(Data shown)
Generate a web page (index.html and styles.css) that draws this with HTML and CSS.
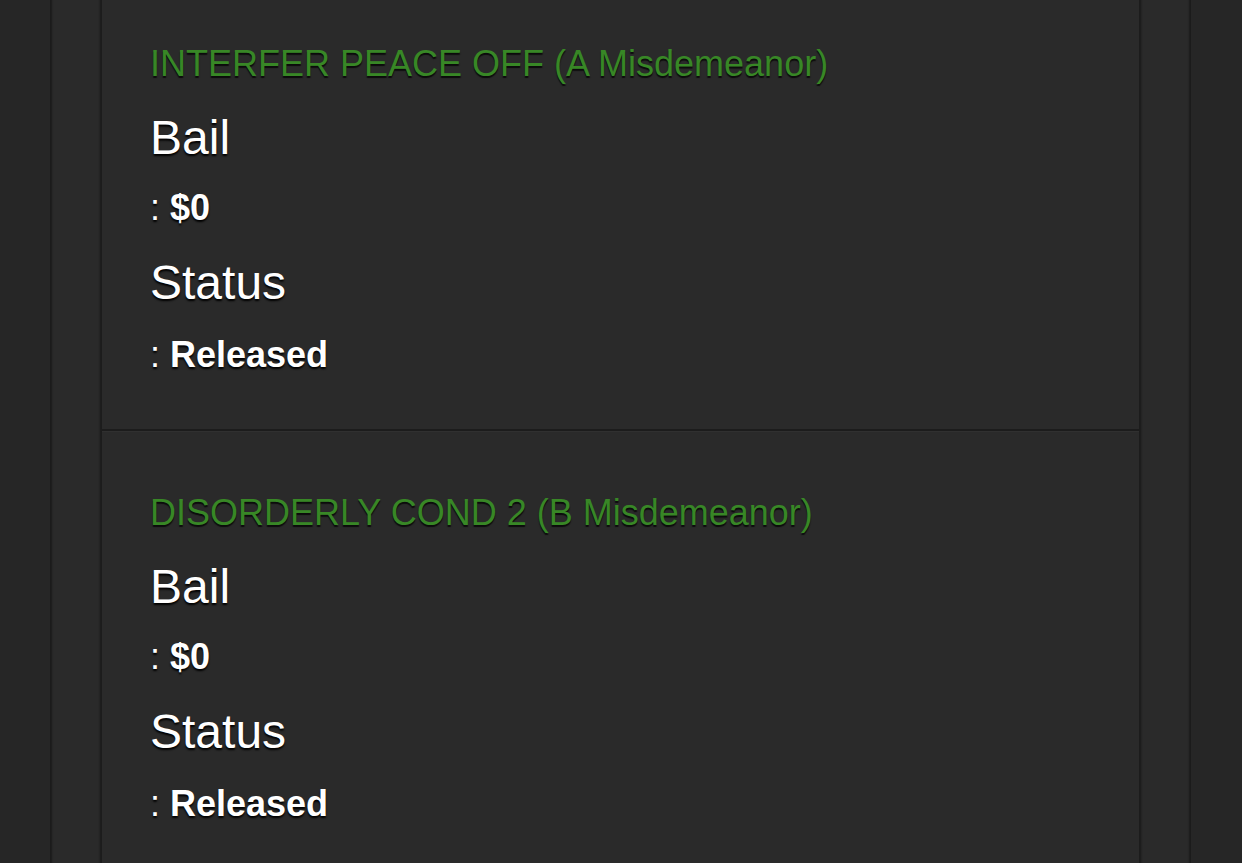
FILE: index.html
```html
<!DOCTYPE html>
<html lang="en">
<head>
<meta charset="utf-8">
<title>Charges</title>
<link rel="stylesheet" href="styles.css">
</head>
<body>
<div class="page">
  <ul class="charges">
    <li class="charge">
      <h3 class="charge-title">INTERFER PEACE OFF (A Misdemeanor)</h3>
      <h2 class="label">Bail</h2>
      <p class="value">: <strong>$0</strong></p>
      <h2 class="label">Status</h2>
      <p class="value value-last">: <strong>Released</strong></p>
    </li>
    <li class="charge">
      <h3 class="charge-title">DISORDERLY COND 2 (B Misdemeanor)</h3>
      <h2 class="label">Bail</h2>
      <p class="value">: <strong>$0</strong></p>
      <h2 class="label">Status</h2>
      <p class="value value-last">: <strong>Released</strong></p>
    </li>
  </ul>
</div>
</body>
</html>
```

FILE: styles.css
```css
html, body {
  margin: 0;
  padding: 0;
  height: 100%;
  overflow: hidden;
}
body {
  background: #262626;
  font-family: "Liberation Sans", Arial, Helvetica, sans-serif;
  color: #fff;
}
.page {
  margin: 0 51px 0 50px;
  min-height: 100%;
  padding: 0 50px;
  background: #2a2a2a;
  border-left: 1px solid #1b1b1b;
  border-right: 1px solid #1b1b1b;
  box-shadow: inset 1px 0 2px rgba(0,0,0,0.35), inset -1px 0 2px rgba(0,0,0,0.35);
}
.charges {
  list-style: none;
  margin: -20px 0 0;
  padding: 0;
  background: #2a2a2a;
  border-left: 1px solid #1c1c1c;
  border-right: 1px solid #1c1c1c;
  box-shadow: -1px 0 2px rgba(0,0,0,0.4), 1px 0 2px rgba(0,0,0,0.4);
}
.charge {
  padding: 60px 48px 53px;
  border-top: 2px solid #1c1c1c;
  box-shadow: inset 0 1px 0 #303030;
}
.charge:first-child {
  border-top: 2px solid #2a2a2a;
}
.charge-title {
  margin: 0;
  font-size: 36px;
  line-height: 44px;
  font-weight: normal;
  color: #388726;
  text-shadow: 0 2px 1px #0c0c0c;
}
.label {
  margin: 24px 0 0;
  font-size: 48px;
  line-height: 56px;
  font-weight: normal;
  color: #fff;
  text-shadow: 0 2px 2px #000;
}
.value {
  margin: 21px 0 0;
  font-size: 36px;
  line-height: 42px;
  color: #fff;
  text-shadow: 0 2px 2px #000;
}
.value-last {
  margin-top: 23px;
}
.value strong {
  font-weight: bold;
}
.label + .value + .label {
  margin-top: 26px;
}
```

(Do this) Set down the material exactly, every line of it, except for the pictures.

(Written solution)
Generate a web page (index.html and styles.css) that draws this with HTML and CSS.
FILE: index.html
```html
<!DOCTYPE html>
<html lang="en">
<head>
<meta charset="utf-8">
<title>Charges</title>
<link rel="stylesheet" href="styles.css">
</head>
<body>
<div class="page">
  <ul class="charges">
    <li class="charge">
      <h3 class="charge-title">INTERFER PEACE OFF (A Misdemeanor)</h3>
      <h2 class="label">Bail</h2>
      <p class="value">: <strong>$0</strong></p>
      <h2 class="label">Status</h2>
      <p class="value value-last">: <strong>Released</strong></p>
    </li>
    <li class="charge">
      <h3 class="charge-title">DISORDERLY COND 2 (B Misdemeanor)</h3>
      <h2 class="label">Bail</h2>
      <p class="value">: <strong>$0</strong></p>
      <h2 class="label">Status</h2>
      <p class="value value-last">: <strong>Released</strong></p>
    </li>
  </ul>
</div>
</body>
</html>
```

FILE: styles.css
```css
html, body {
  margin: 0;
  padding: 0;
  height: 100%;
  overflow: hidden;
}
body {
  background: #262626;
  font-family: "Liberation Sans", Arial, Helvetica, sans-serif;
  color: #fff;
}
.page {
  margin: 0 51px 0 50px;
  min-height: 100%;
  padding: 0 50px;
  background: #2a2a2a;
  border-left: 1px solid #1b1b1b;
  border-right: 1px solid #1b1b1b;
  box-shadow: inset 1px 0 2px rgba(0,0,0,0.35), inset -1px 0 2px rgba(0,0,0,0.35);
}
.charges {
  list-style: none;
  margin: -20px 0 0;
  padding: 0;
  background: #2a2a2a;
  border-left: 1px solid #1c1c1c;
  border-right: 1px solid #1c1c1c;
  box-shadow: -1px 0 2px rgba(0,0,0,0.4), 1px 0 2px rgba(0,0,0,0.4);
}
.charge {
  padding: 60px 48px 53px;
  border-top: 2px solid #1c1c1c;
  box-shadow: inset 0 1px 0 #303030;
}
.charge:first-child {
  border-top: 2px solid #2a2a2a;
}
.charge-title {
  margin: 0;
  font-size: 36px;
  line-height: 44px;
  font-weight: normal;
  color: #388726;
  text-shadow: 0 2px 1px #0c0c0c;
}
.label {
  margin: 24px 0 0;
  font-size: 48px;
  line-height: 56px;
  font-weight: normal;
  color: #fff;
  text-shadow: 0 2px 2px #000;
}
.value {
  margin: 21px 0 0;
  font-size: 36px;
  line-height: 42px;
  color: #fff;
  text-shadow: 0 2px 2px #000;
}
.value-last {
  margin-top: 23px;
}
.value strong {
  font-weight: bold;
}
.label + .value + .label {
  margin-top: 26px;
}
```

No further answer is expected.